Primary and subharmonic resonance features of a graphene nanoplatelet strengthened beam in a thermal ambient directly attacking nonlinear integro-partial differential governing equations

Abstract

The nonlinear aspects of advanced structures may be utilized for design purposes and making use of advantages and avoiding disadvantages of such structures. On the other hand, developing information from secondary resonance examinations of advanced structures is worthwhile for engineering objectives such as mass detection, energy harvesting and damage detection of systems likewise structures. Moreover, a precise solution methodology discards any possibility of qualitative errors and incorrect prejudice. Accordingly, for the first time, the nonlinear primary resonance alongside the subharmonic resonance of an advanced beam structure strengthened by means of graphene nanoplatelets in a thermal ambient is addressed in details employing the direct method of multiple scales.
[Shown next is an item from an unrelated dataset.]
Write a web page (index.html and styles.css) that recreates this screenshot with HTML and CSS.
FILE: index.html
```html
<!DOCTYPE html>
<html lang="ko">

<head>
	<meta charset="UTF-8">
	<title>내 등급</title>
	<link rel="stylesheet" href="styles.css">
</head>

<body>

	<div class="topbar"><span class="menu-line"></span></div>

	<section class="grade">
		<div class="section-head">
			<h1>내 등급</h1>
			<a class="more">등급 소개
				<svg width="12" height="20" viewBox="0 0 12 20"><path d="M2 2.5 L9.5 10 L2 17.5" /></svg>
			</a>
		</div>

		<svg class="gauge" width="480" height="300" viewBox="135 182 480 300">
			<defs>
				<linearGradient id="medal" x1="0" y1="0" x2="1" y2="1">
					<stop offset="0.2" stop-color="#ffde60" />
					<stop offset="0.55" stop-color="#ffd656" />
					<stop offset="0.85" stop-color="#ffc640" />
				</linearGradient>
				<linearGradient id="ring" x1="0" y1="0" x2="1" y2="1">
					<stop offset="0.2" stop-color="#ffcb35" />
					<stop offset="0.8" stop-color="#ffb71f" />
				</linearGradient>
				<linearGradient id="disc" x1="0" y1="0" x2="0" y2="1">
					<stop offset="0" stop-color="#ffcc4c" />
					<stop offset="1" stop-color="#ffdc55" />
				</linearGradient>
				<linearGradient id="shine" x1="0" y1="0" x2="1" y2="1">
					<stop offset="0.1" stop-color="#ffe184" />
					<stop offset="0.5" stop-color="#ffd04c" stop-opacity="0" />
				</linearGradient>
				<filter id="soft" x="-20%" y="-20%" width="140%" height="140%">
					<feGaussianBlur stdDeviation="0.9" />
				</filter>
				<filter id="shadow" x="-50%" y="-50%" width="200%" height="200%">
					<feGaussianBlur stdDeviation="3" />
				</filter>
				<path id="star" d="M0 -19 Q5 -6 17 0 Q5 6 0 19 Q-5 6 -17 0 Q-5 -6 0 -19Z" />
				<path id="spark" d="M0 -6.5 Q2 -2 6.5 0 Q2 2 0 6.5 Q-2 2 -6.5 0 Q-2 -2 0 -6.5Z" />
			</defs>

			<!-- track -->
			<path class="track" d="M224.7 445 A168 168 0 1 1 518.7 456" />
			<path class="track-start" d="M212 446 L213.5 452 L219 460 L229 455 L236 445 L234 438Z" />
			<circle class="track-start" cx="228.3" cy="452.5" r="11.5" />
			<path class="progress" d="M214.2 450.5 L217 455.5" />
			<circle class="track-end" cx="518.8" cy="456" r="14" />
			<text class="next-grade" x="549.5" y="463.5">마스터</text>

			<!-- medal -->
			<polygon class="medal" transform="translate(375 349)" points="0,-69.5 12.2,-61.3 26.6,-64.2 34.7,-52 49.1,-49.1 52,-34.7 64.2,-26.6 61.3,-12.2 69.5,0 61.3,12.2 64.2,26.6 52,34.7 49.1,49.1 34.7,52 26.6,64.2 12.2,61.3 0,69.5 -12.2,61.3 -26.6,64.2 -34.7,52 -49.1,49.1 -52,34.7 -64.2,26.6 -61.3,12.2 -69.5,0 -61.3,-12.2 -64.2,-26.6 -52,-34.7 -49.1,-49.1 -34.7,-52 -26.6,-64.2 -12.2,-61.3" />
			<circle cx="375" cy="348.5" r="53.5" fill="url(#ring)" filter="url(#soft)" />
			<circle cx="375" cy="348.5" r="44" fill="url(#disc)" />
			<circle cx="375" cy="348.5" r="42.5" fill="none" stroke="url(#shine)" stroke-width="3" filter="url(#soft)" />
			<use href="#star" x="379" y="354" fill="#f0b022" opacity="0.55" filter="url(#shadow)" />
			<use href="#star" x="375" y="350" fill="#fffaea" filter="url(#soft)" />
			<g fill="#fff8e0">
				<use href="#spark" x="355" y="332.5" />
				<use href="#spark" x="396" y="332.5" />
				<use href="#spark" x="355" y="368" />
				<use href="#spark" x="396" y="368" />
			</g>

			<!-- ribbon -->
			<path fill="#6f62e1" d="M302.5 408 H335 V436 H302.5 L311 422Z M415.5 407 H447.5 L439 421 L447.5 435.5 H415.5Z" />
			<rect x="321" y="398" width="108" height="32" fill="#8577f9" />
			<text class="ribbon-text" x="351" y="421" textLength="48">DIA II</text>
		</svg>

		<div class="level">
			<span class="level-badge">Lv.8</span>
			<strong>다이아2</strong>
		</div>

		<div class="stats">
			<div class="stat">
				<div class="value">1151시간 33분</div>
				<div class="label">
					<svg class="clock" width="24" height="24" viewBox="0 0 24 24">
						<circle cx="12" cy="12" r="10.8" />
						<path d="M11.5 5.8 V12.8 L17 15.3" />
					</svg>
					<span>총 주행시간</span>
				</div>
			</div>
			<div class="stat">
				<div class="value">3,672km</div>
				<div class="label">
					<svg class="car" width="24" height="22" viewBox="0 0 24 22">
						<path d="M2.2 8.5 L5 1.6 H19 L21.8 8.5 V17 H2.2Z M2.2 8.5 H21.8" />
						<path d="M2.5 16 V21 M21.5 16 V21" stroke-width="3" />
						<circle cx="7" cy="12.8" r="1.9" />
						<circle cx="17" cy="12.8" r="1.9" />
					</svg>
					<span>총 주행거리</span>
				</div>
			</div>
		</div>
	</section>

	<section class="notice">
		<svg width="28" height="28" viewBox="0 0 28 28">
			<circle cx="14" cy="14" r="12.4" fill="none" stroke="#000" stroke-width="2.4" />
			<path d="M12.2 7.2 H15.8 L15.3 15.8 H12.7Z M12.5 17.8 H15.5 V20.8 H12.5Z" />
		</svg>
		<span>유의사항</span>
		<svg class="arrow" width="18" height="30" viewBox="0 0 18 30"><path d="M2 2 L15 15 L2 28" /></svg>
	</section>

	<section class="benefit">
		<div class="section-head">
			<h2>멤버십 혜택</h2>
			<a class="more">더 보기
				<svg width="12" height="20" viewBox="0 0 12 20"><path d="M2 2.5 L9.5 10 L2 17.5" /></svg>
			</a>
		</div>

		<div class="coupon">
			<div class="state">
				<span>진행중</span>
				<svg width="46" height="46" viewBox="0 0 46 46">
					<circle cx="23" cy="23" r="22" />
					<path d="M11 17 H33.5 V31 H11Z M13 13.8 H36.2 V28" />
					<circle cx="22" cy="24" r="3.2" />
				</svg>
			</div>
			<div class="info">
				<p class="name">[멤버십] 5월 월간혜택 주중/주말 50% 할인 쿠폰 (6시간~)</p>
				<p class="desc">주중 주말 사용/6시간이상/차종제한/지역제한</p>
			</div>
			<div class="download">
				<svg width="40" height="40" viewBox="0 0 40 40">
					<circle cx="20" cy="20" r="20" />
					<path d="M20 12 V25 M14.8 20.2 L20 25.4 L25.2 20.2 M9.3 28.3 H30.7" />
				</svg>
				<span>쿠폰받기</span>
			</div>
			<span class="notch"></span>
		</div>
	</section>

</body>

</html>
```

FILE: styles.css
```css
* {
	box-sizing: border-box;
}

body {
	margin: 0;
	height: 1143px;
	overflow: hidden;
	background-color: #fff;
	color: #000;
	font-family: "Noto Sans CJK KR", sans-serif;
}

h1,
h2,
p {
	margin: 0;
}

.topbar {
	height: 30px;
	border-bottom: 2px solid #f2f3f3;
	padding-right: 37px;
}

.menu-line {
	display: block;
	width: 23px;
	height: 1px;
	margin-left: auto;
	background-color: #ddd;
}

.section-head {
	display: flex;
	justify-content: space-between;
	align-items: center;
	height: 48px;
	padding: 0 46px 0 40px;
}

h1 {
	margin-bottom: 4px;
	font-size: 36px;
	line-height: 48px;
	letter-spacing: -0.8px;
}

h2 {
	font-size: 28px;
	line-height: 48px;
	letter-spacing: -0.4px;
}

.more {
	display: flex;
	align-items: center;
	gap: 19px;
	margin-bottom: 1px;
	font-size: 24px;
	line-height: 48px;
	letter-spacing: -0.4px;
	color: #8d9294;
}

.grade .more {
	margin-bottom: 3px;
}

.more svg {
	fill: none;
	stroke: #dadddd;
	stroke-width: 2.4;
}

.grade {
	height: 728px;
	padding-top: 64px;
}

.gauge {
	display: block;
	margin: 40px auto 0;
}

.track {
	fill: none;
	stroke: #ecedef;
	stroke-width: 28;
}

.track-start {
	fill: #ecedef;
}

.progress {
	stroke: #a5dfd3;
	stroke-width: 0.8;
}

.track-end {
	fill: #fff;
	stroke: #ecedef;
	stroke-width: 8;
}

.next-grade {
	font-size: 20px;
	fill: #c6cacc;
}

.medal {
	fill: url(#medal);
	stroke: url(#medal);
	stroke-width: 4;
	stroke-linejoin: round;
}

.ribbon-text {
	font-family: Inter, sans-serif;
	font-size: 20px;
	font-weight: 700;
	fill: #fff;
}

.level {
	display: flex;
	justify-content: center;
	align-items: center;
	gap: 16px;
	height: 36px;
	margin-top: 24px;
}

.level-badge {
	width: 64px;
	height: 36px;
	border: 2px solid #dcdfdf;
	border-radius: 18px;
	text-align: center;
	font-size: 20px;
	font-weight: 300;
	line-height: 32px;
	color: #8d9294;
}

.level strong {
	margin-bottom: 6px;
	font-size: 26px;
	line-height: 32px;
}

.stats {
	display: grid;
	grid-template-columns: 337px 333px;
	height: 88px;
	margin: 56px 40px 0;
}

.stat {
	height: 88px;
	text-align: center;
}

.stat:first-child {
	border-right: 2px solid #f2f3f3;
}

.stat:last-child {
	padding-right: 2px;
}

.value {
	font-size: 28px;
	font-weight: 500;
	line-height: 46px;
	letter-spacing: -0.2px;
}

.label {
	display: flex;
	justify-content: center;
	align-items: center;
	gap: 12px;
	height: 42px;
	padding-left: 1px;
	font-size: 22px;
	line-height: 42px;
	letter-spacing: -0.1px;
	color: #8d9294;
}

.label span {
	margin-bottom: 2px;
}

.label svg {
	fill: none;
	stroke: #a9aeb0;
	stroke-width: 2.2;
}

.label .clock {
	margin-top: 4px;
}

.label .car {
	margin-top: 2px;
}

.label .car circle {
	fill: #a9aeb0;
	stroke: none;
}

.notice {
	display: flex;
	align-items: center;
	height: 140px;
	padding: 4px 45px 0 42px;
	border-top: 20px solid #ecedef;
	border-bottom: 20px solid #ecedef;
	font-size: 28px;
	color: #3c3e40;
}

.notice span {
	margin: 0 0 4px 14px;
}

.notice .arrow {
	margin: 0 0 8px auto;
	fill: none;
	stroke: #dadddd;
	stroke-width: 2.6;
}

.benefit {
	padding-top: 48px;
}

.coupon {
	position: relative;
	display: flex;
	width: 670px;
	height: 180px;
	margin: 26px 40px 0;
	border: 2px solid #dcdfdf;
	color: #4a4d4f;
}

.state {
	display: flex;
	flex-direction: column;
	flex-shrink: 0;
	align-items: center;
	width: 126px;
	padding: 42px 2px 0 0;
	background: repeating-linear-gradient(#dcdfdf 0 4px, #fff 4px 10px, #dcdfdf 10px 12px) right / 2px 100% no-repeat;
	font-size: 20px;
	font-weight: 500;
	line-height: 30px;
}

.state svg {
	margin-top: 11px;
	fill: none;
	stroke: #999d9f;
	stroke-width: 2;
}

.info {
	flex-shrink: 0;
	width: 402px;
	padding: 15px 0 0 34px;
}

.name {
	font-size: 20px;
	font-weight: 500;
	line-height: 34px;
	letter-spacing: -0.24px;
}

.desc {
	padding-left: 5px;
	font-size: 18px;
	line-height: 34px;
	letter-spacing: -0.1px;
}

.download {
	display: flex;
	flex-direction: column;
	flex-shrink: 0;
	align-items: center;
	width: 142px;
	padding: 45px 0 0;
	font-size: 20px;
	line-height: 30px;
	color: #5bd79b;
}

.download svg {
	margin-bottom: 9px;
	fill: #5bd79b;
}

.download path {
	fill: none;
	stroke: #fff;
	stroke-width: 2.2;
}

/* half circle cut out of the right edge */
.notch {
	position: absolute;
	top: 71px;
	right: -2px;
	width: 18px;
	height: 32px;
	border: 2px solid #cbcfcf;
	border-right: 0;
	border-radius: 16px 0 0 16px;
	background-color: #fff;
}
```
With the aim of defeating to the disadvantageous influences of the discretization procedure on the nonlinear dynamics of the graphene nanoplatelet strengthened beam, the nonlinear integro-partial differential equation of motion in accompanied by the in-homogeneous boundary conditions are attacked directly resorting to the method of multiple scales. It is shown that how an FGX distribution pattern of graphene nanoplatelets for a beam subjected to a subharmonic resonance excitation relative to an FGO distribution pattern effectively extends the range of excitation frequency that leads to a bistable solution. This deduction is very proficient for harvesting energy scopes. A similar finding is observed for a CC beam with respect to a CS beam. It is seen that when an FGX beam is exposed to a subharmonic resonance in a wider range of force amplitude experiences a non-trivial equilibrium state relative to an FGO beam. However, the strengthening of the beam with graphene nanoplatelets decreases the lower bound of the excitation frequency required for the activation of subharmonic resonance more significant for an FGX distribution pattern. Moreover, the primary resonance frequency response shows different trend prior to and after the situation of the external force frequency to the first natural frequency ratio equal to one for an FGX and an FGO graphene nanoplatelet strengthened beams. The presented results open a new view of the future of engineering designs for various engineering scopes such as energy harvesting, mass detection and damage detection purposes employing advanced structures.